1. Be on every project’s checklist.

  • Provide advisory opinions on projects.
  • Become part of the planning process.
  • Work with Metro to decide on which system wide and regional topics should be brought to the TAC.

2. More and better service in conjunction with the long-range plan and funding.

  • How do we get to the long range plan, funding trade offs.
  • Transit equity—south base

3. Make all transit services more integrated and accessible to all, including Access Paratransit.

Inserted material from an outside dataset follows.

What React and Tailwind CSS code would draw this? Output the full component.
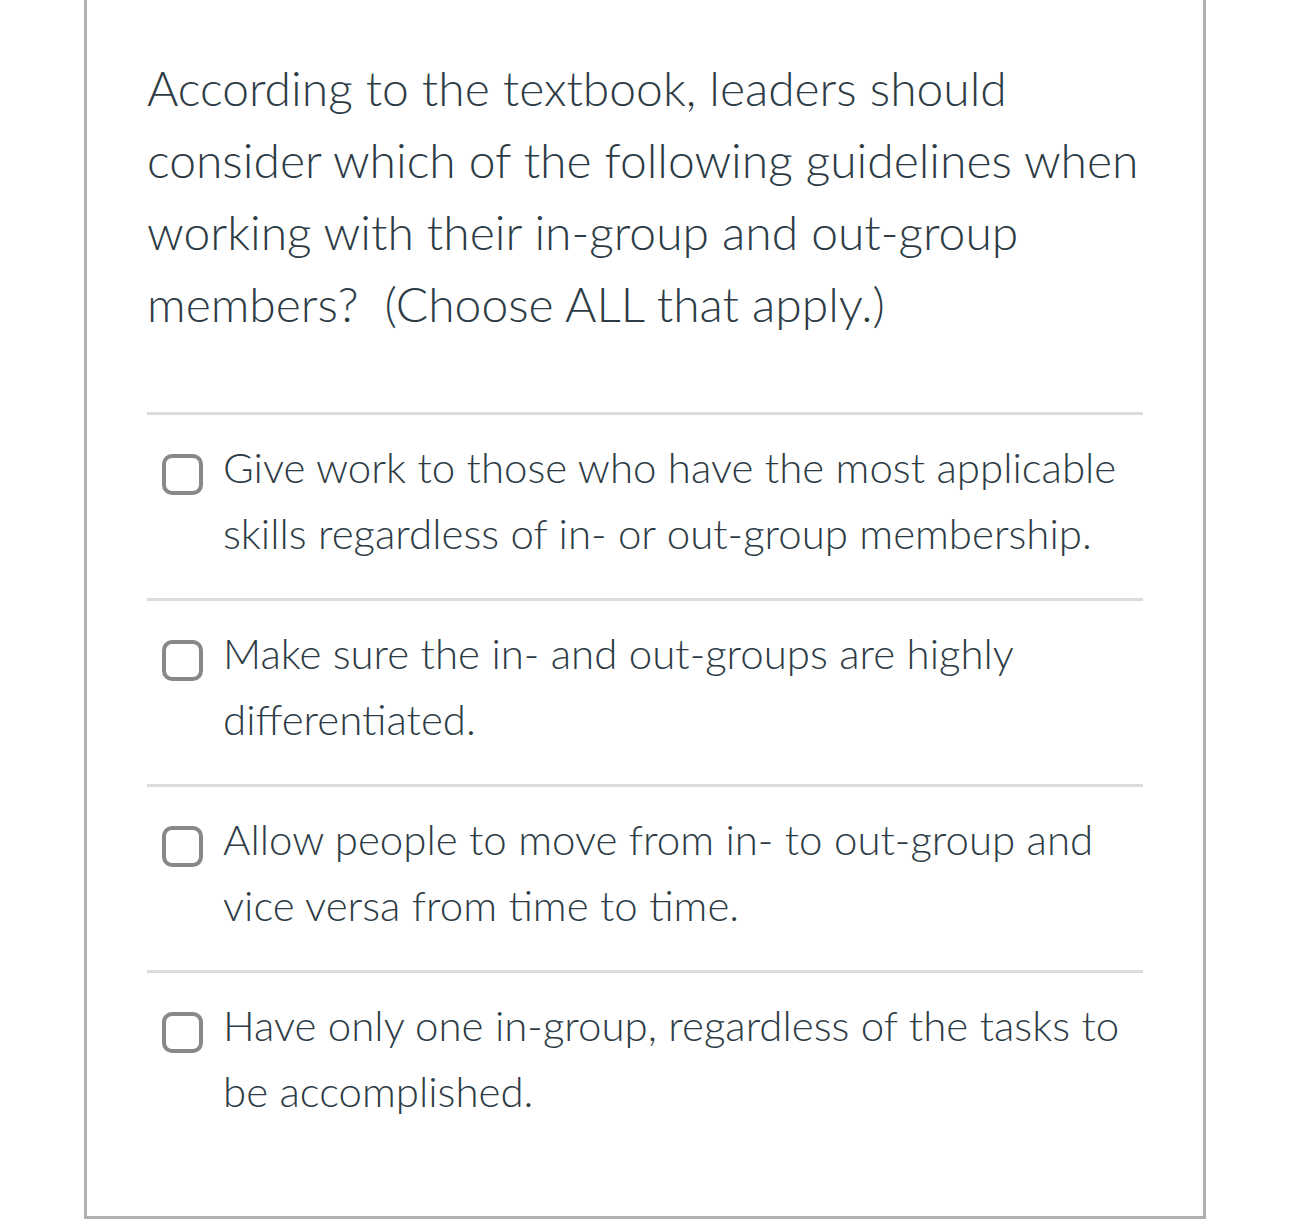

  • Accessible Services—making routes better for those that use it.
  • Synced with On Board Announcements, Braille announcements to know next stop.
  • Coordinate Sound Transit, Ferry schedules and transfer points.
  • Audio stop announcements work all the time both inside and outside of the buses.
  • Find out what routes use old buses with malfunctioning ramps, eliminate and update with the newer buses.

4. Technology access

  • Improve Deaf, Blind and physical disability technology access across the Metro Transit platform.
  • Mobile Payment and Ticketing, including capacity for RRFP, ORCA Lift pricing, ID applications and renewal.

5. Income-based approach to fares

  • Potential to sit on the stakeholder workshops or receive updates from the project team throughout the process.

6. Speed, reliability and infrastructure

  • Advocate for more transit effectiveness and spread across the county, including more predictable rapid transit as well as more right of way and transit priority for buses.

7. Operator/staff training

  • Better trained drivers on how to treat and work with people with disabilities.
  • Cultural humility, implicit bias training, and assessments for fare enforcement including presentation like wearing uniforms.